→ To do
Tally the lines that include the word "index" and reply with nothing but the total.

→ Raw data
■ ■ ■ ■ ■

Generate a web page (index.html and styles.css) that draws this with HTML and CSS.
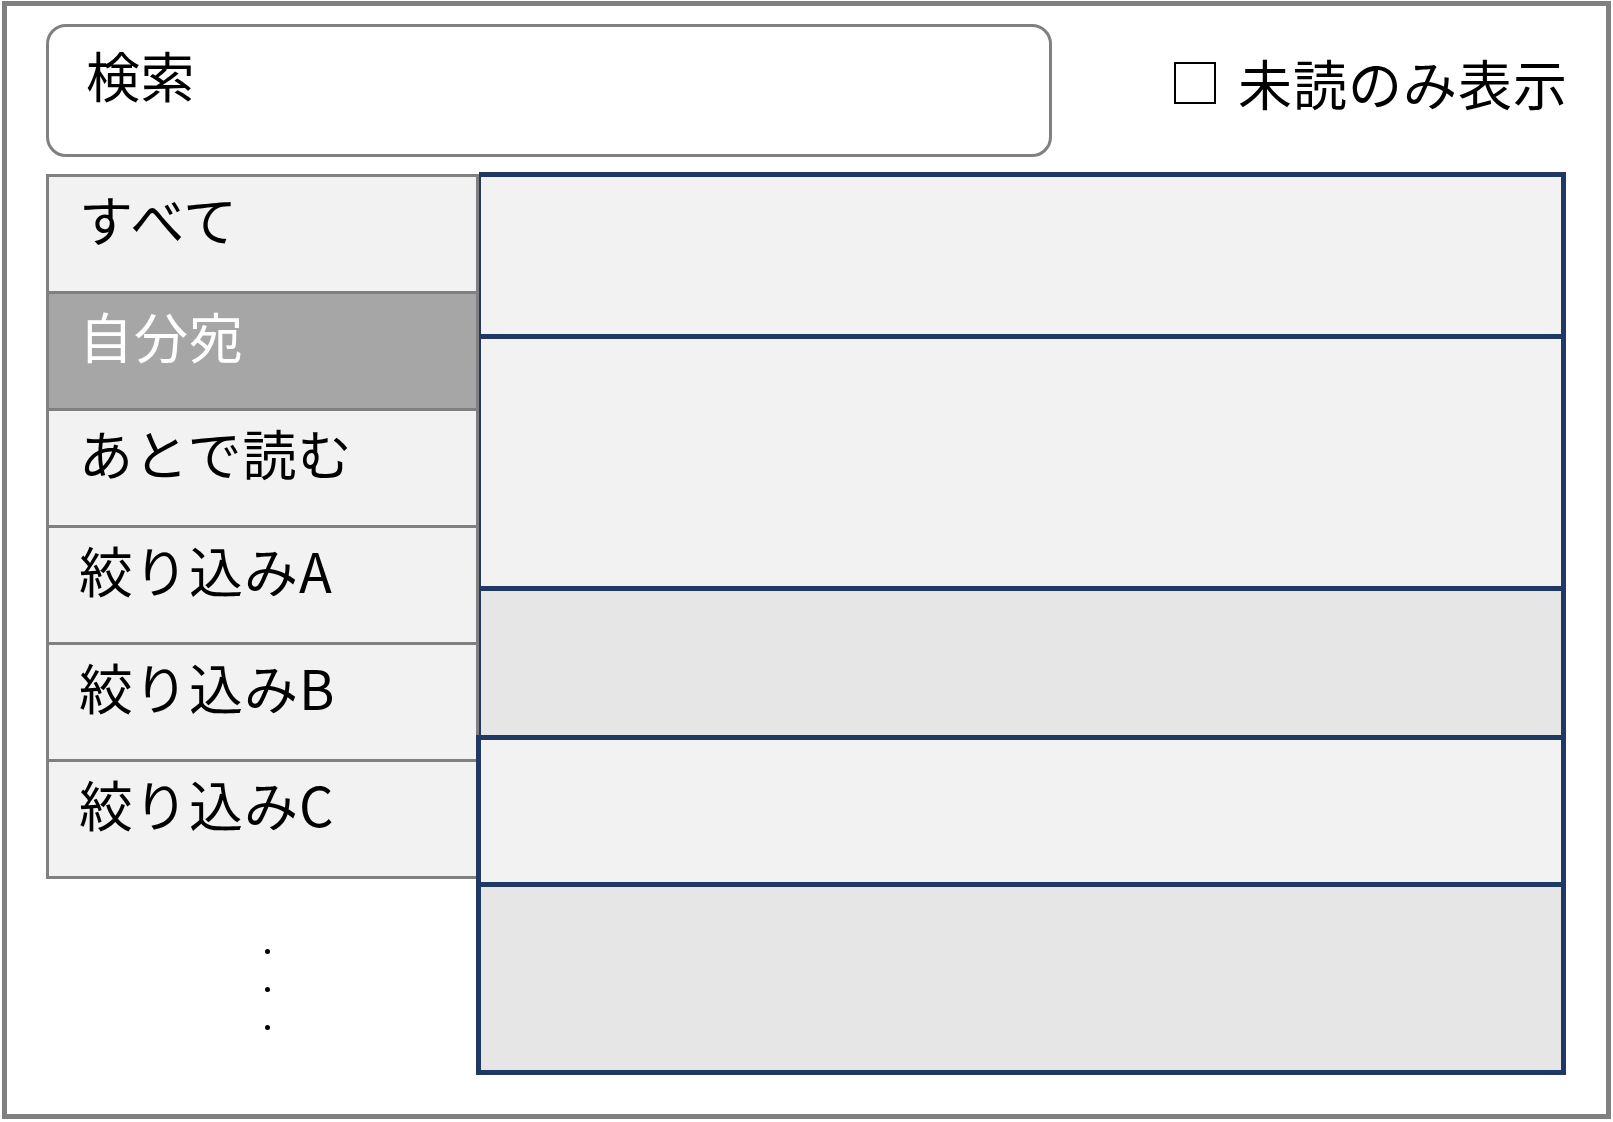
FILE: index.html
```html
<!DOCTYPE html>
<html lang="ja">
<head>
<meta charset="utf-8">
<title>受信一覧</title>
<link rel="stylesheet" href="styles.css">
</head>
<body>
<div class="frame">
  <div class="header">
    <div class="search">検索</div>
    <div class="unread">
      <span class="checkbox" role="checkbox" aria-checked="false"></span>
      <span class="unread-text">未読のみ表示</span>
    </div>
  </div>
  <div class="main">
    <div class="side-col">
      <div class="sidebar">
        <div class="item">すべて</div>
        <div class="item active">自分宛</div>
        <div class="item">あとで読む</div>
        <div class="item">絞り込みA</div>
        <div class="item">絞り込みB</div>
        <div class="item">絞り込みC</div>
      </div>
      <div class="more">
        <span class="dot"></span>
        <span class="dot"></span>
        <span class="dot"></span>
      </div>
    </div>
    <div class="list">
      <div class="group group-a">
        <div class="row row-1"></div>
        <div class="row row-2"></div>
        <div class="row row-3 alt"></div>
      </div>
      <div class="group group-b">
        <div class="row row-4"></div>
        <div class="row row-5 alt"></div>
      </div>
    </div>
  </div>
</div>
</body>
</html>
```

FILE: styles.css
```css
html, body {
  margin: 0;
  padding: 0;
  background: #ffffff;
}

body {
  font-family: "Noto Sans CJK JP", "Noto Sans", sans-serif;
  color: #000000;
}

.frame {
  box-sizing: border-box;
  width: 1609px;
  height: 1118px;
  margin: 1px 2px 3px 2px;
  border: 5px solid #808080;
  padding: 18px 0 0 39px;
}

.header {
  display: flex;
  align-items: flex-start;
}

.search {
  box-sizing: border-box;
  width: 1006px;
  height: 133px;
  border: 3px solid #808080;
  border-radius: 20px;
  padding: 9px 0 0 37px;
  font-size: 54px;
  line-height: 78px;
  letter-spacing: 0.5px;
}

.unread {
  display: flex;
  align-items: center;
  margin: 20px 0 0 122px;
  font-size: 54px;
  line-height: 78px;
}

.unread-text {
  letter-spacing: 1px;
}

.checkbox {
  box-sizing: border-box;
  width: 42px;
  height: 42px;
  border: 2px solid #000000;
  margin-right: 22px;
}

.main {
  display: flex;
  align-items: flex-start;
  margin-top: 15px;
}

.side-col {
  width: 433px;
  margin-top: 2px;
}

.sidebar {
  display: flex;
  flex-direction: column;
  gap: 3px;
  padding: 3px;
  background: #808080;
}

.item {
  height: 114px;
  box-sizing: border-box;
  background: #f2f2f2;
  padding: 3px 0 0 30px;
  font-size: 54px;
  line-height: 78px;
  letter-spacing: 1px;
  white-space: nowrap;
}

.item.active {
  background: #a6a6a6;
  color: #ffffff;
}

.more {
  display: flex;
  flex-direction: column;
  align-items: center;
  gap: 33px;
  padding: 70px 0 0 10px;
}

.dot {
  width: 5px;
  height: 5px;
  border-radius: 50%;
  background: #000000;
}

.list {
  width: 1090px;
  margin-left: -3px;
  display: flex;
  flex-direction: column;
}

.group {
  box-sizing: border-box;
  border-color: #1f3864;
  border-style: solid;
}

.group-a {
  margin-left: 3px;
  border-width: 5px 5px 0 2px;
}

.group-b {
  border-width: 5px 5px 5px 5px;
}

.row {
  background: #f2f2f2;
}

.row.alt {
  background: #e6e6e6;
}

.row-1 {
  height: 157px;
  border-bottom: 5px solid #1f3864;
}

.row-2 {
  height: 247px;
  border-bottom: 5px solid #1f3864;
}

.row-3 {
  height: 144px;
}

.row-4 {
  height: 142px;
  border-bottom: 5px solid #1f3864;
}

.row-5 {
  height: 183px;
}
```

■ ■ ■ ■ ■

→ Problem solution
2